Теперь я ничего не пишу; хлопоты другого рода. Неприятности всякого рода: скучно и пыльно. Сюда приехала кн. Вера Вяземская, добрая и милая баба, но мужу был бы я больше рад.
Пушкин – Л. С. Пушкину. 13 июня 1824 г., из Одессы.
Княгиня Вяземская (В. Ф., жена поэта) в 1824 г. жила в Одессе с сыном Николаем, лет семи. Пушкин очень его любил и учил всяким пакостям. «Будь он постарше, я бы вас до него не допустила».
Иногда он пропадал. «Где вы были?» – «На кораблях. Целые трое суток пили и кутили».
Л. И. Бартенев со слов кн. В. Ф. Вяземской. – Рус. Арх., 1888, т. II, с. 306.
Радуюсь, что мог услужить тебе своей денежкой, сделай милость, не торопись… Прощай, милый; пишу тебе в полпьяна и в постели.
Пушкин – кн. П. А. Вяземскому, в перв. полов. июня 1824 г.
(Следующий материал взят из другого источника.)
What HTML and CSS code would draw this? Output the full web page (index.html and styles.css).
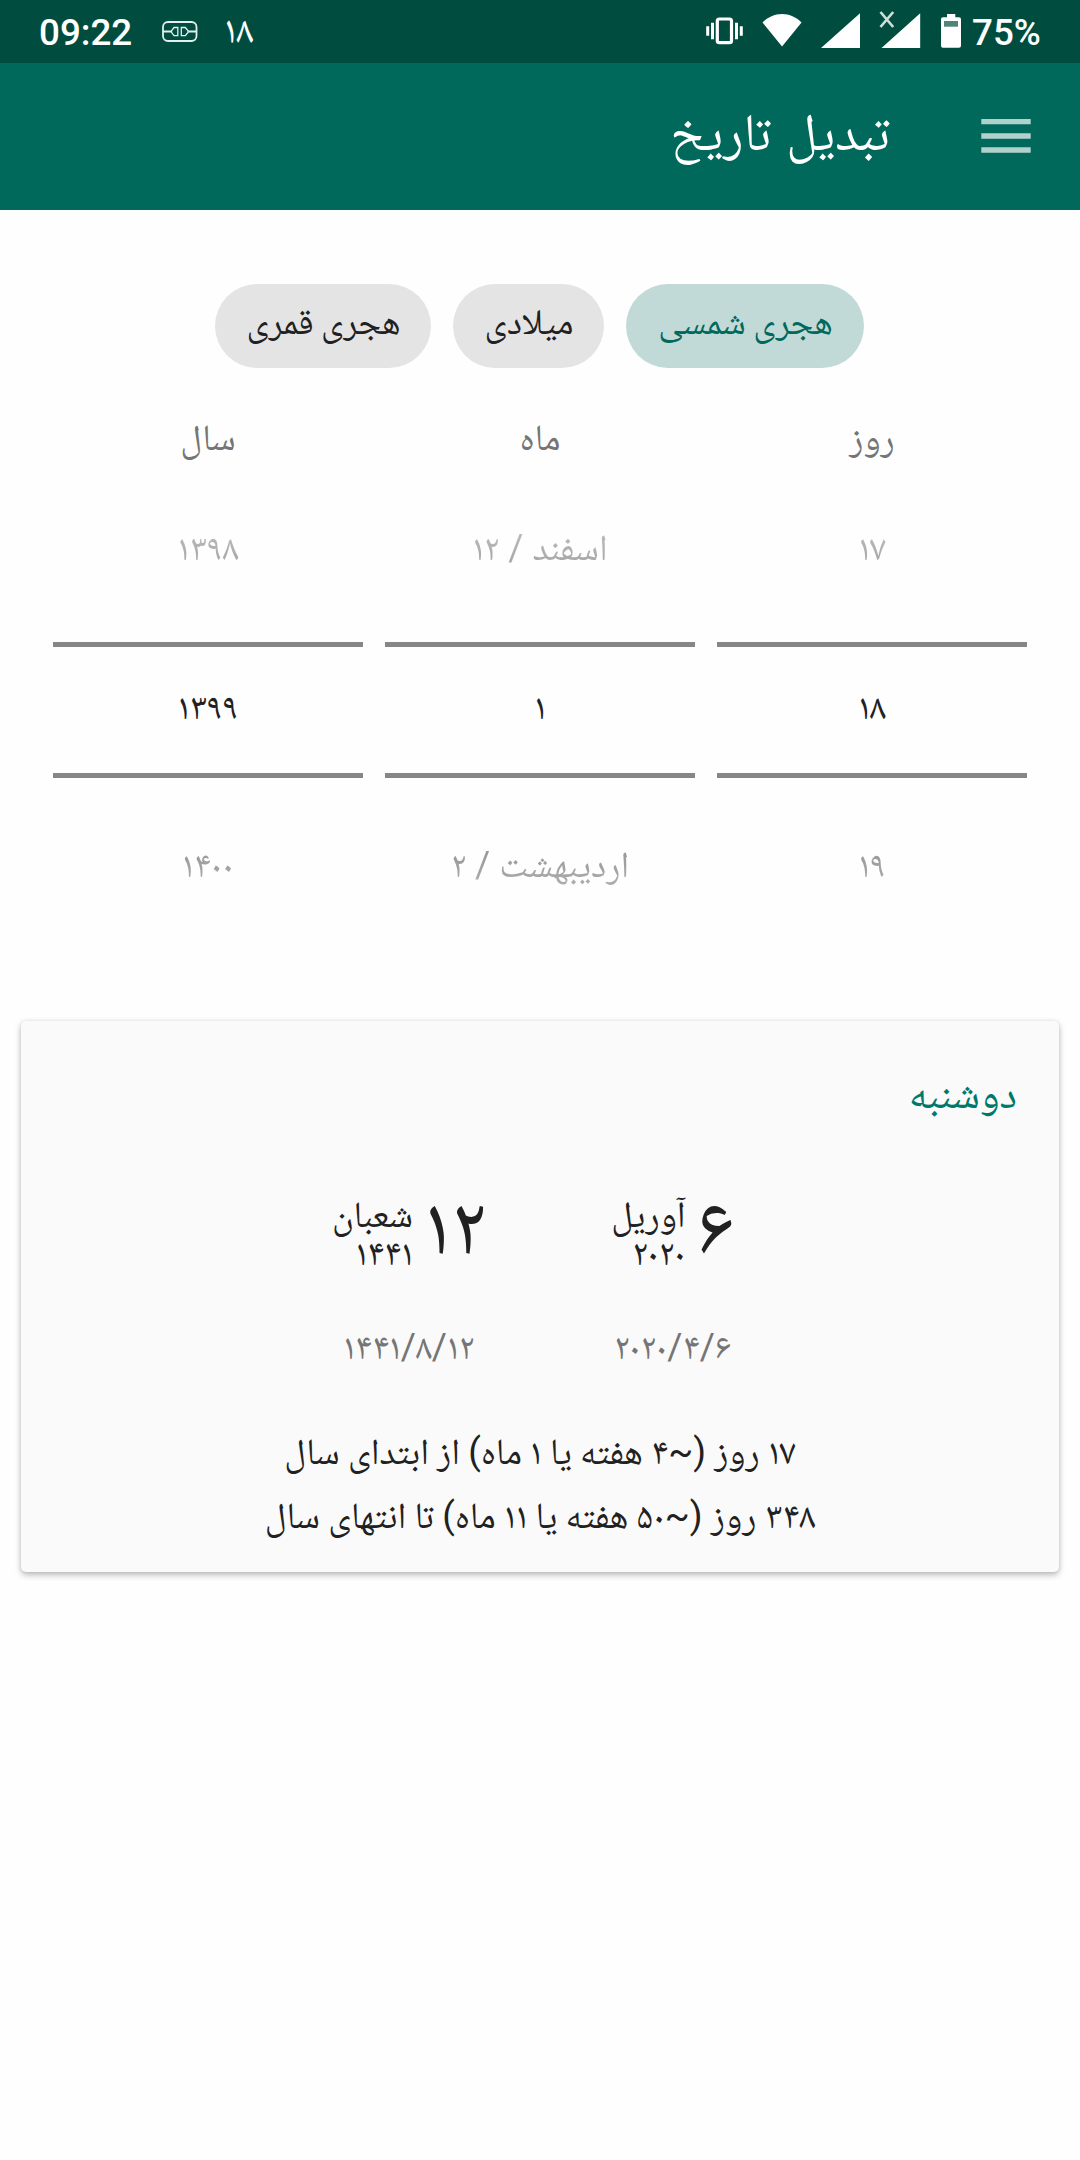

(13 июня 1824 г. Одесса.) Я ничего тебе не могу сказать хорошего о племяннике Василия Львовича. Это мозг совершенно беспорядочный, над которым никто не сможет господствовать; недавно он снова напроказил, вследствие чего подал прошение об отставке; во всем виноват он сам... Я сделаю все, что могу, чтоб успокоить его голову; я браню его и от твоего имени, уверяя, что, конечно, ты первый обвинил бы его, так как его последние прегрешения истекают из легкомыслия. Он постарался выставить в смешном виде лицо, от которого зависит, и сделал это; это стало известно, и, вполне понятно, на него уж не могут больше смотреть благосклонно. Он мне в самом деле причиняет беспокойство, но никогда я не встречала столько ветрености и склонности к злословию, как в нем; вместе с этим я думаю, что у него доброе сердце и много мизантропии; не то чтобы он избегал общества, но он боится людей; может быть, это следствие несчастия и несправедливостей его родителей, которые сделали его таким (103).